I hope you enjoyed this series on intractable conflict. As humans, we have feelings, opinions, observations, all fueled by our experiences and values. Things I find rewarding, you might not care for. Likewise there might be things you feel strongly about that don't really matter to me. While values seem to be relatively consistent in societies, shaping the acceptable norms and mores, they aren't always universal and it is when we fail to appreciate differences for what they are, we end up in conflict.
In doing research on conflict management a few years back, I found literature from the remarkable cultural anthropologist, Montgomery McFate, gave me considerable insight into the challenges. Of all her works, her article, "Does Culture Matter? The Military Utility of Understanding Military Culture" changed the way I approach many difficult situations as a leader. McFate's work on cultural intelligence led to the creation of the Human Terrain System, ultimately establishing units within the United States military that help us understand our adversaries. As McFate even quotes Sun Tzu in the first paragraphs of her paper: " If you know the enemy and know yourself, you need not fear the result of a hundred battles."

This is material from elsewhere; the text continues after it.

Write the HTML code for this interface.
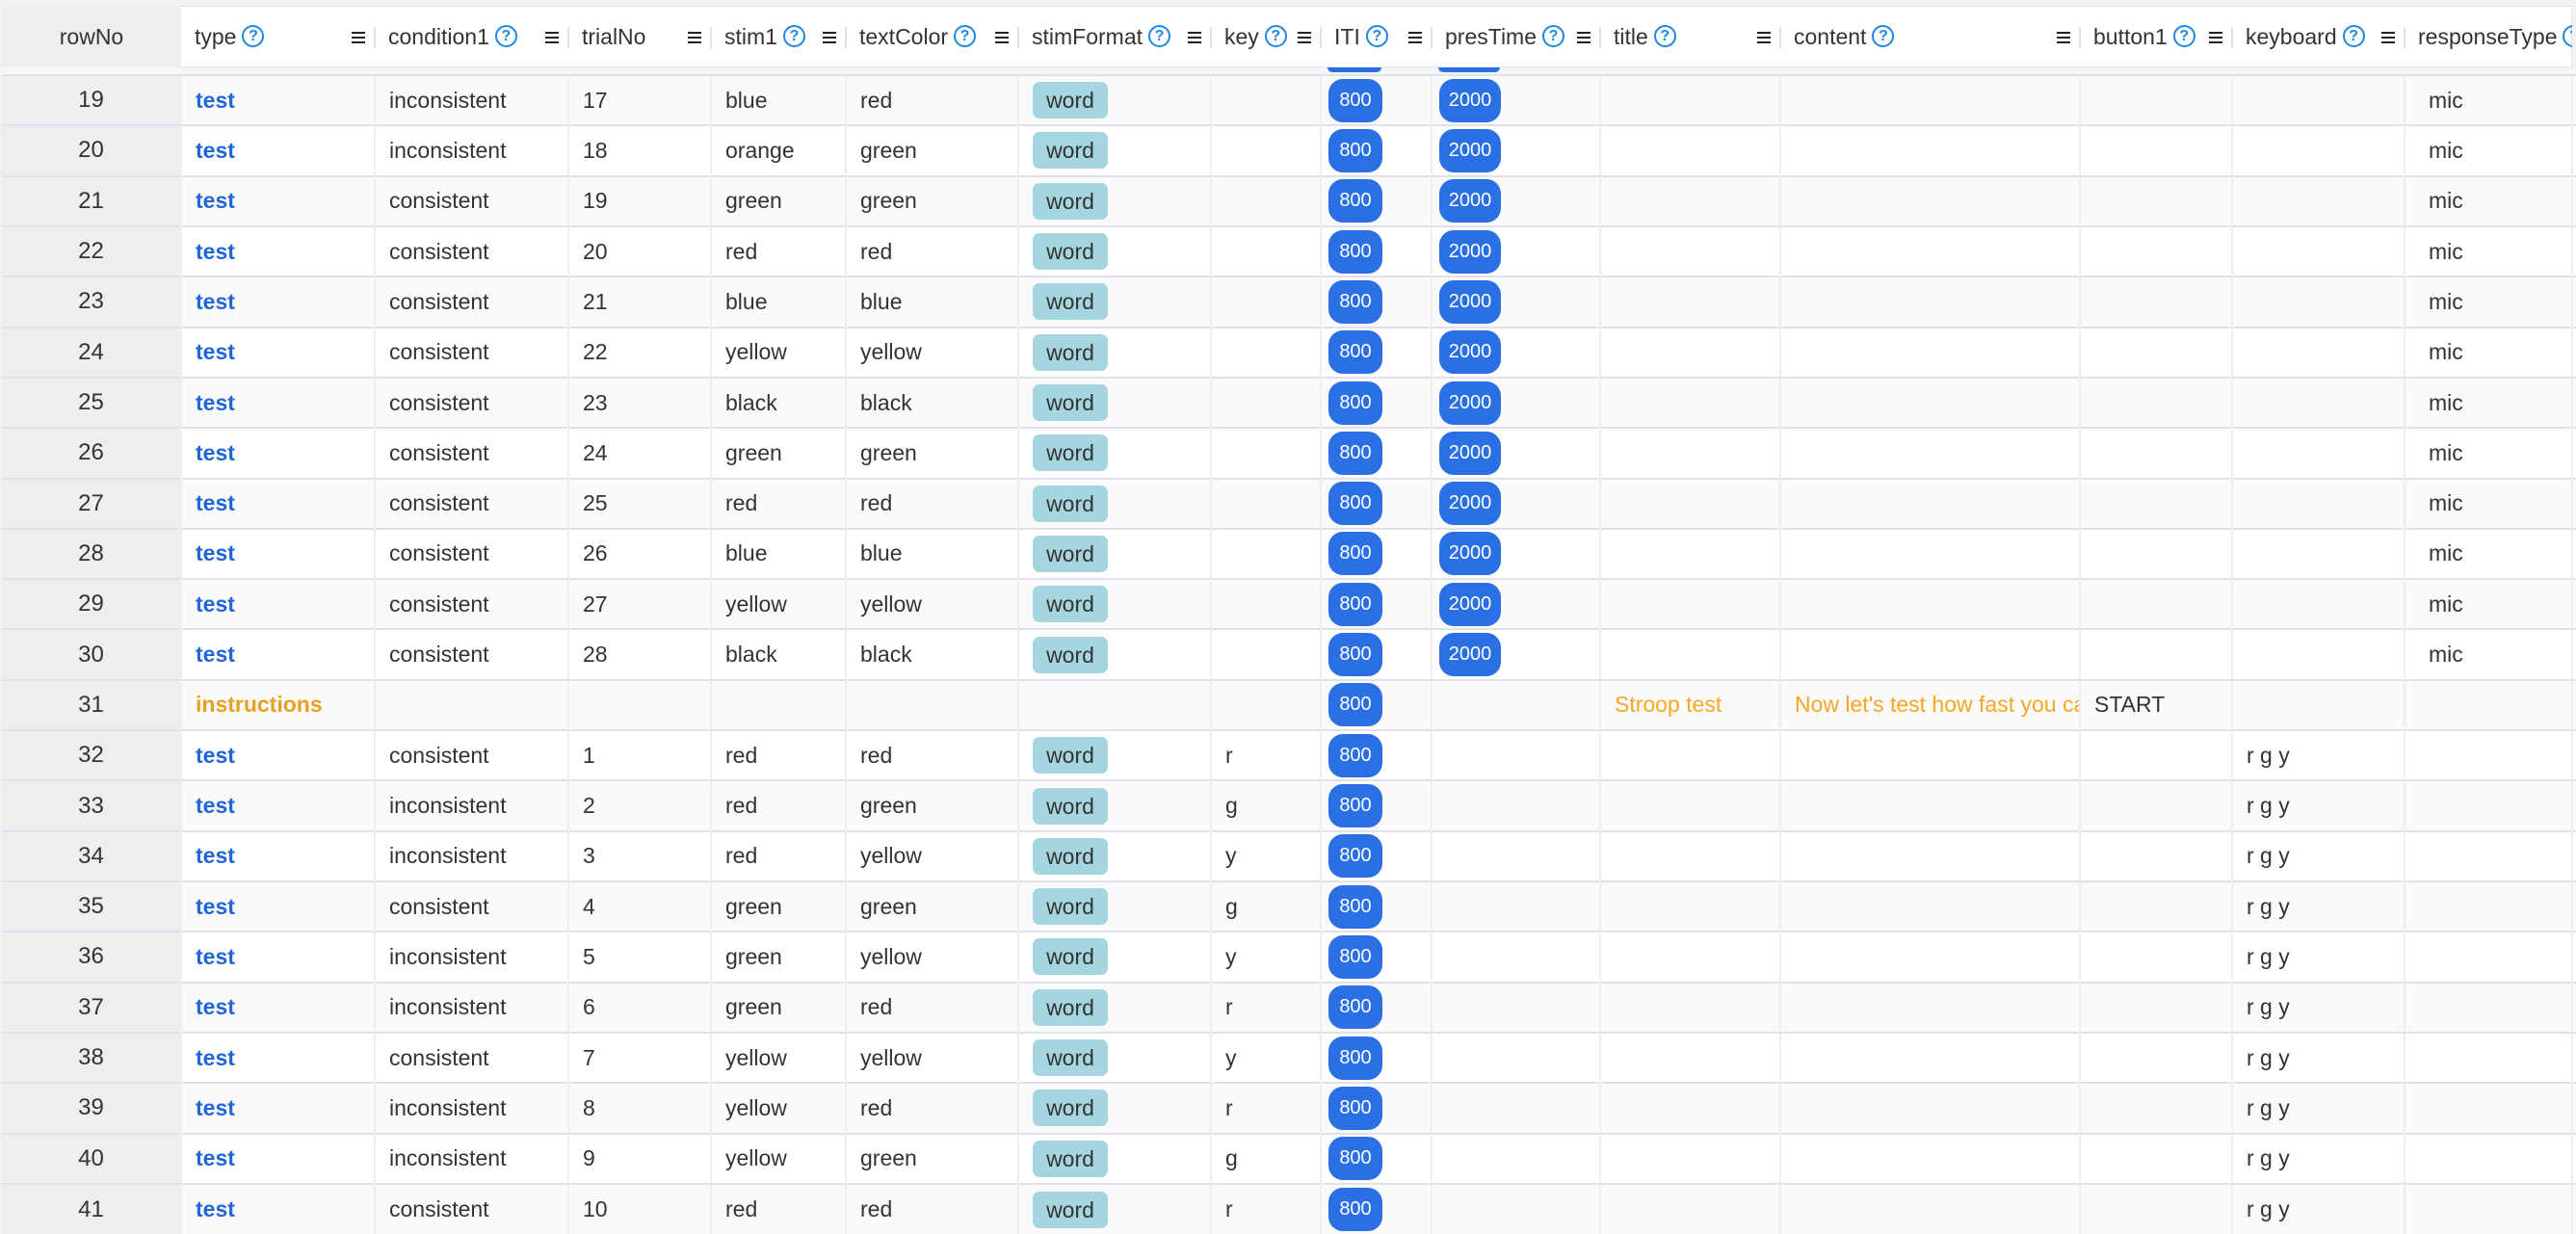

Today, in fact, I happened to be listening to an interview on NPR with Vanessa Gezari, that was amazingly well timed. The book she authored, "The Tender Soldier", has its basis in issues associated with the Human Terrain System, and so I plan to run out and get a copy. But part of the interview covered the reasons for establishing and utilizing this project, and it definitely points out our own need as leaders to fully comprehend the perspectives, the values, and the beliefs of people we may have to contend with, primarily to aid in our communication with those individuals, but also to avoid issues that may exacerbate our negotiations.
Some emergency service leaders who read this may be saying, "That's nonsense; why do I need to 'understand' their culture? If I am the chief and I tell them to do something, they just need to do it." And time and time again, look at the times chiefs are brought in from outside of an organization, or only have exposure to one part of a large organization, and then conflict occurs because they underestimate the signals they are sending by doing (or not doing) certain things.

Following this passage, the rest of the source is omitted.